Sabesp’s R$1.13 billion entry created a paradoxical endgame: EMAE moved from a private controller unable to meet the first financial obligation to another private company that, until recently, was state-owned itself. For the São Paulo government, the deal reinforces the logic of integrating water and energy in a strategy presented as technically sound. Yet behind this public rationale lies an uncomfortable question: how did a supposedly robust process allow in a controller whose solvency collapsed before the ink had dried on the contract?

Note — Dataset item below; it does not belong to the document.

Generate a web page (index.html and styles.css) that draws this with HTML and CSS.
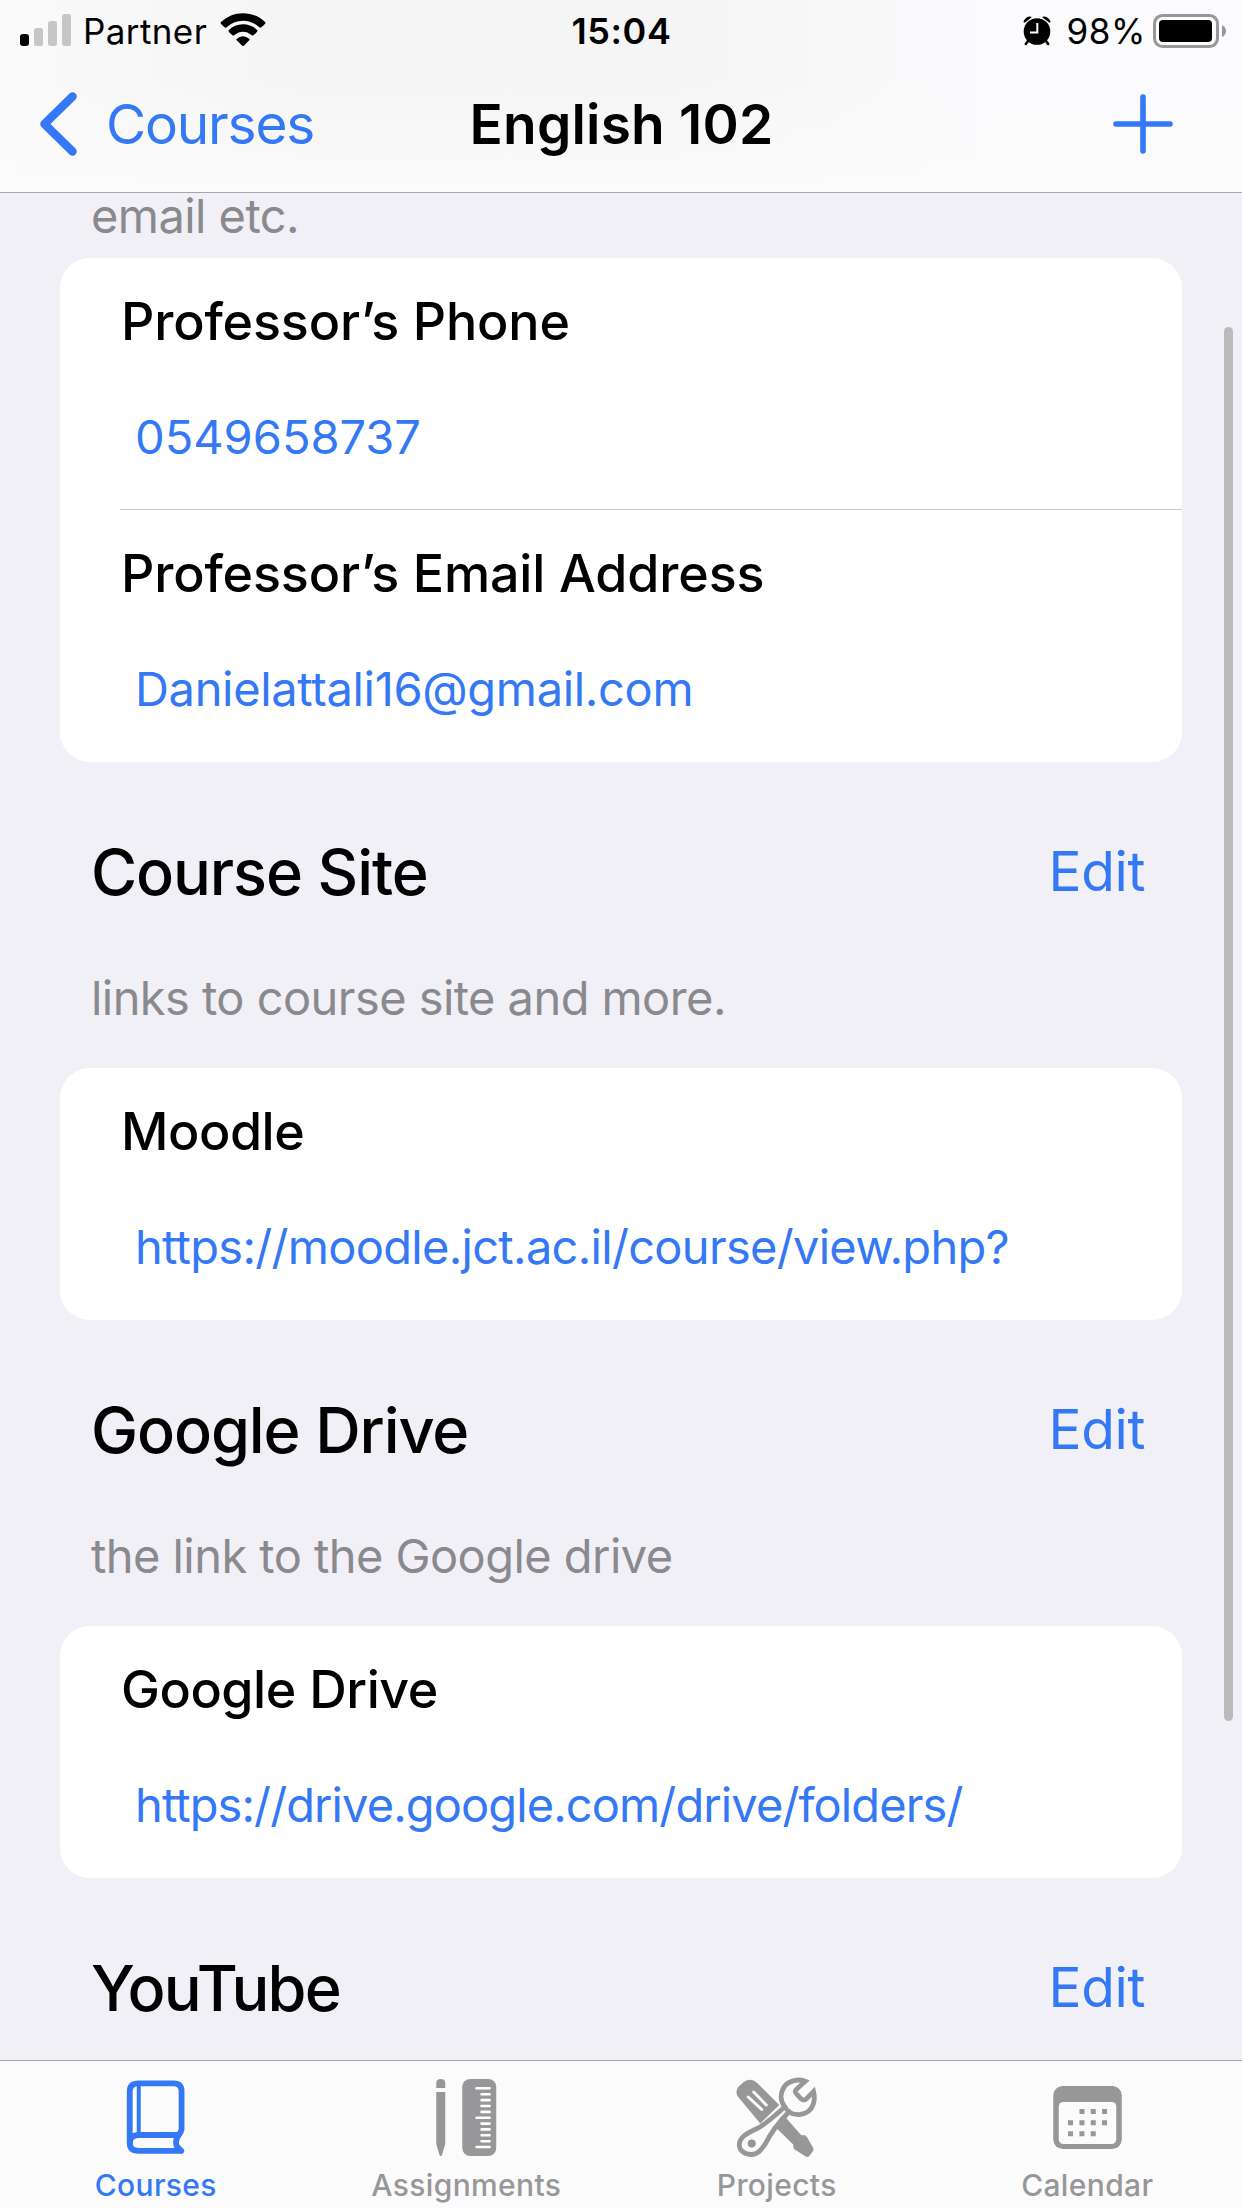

There is also a largely overlooked social dimension. Fabiano Campos Zettel — an evangelical pastor and lawyer who leads an influential church in Belo Horizonte and is married to Daniel Vorcaro’s younger sister — became in 2022 one of the largest private donors to political campaigns, including a legal R$2 million contribution to Tarcísio de Freitas, to whom he was the top donor. He is not a target of the investigations into Vorcaro. But the arrangement illustrates that the universe around Master is broader, more interconnected and more opaque than the official narratives suggest. The lesson stands: the EMAE problem was not only who bought it, but who was allowed to buy it. And the work of understanding what failed — and why — is only beginning.

3 responses to “The Hidden Threads of EMAE”

  1. […] the Behind the Lines column revealed exclusively in November in The Hidden Threads of EMAE, the buyer operated within a financial ecosystem that proved far more fragile and interconnected […]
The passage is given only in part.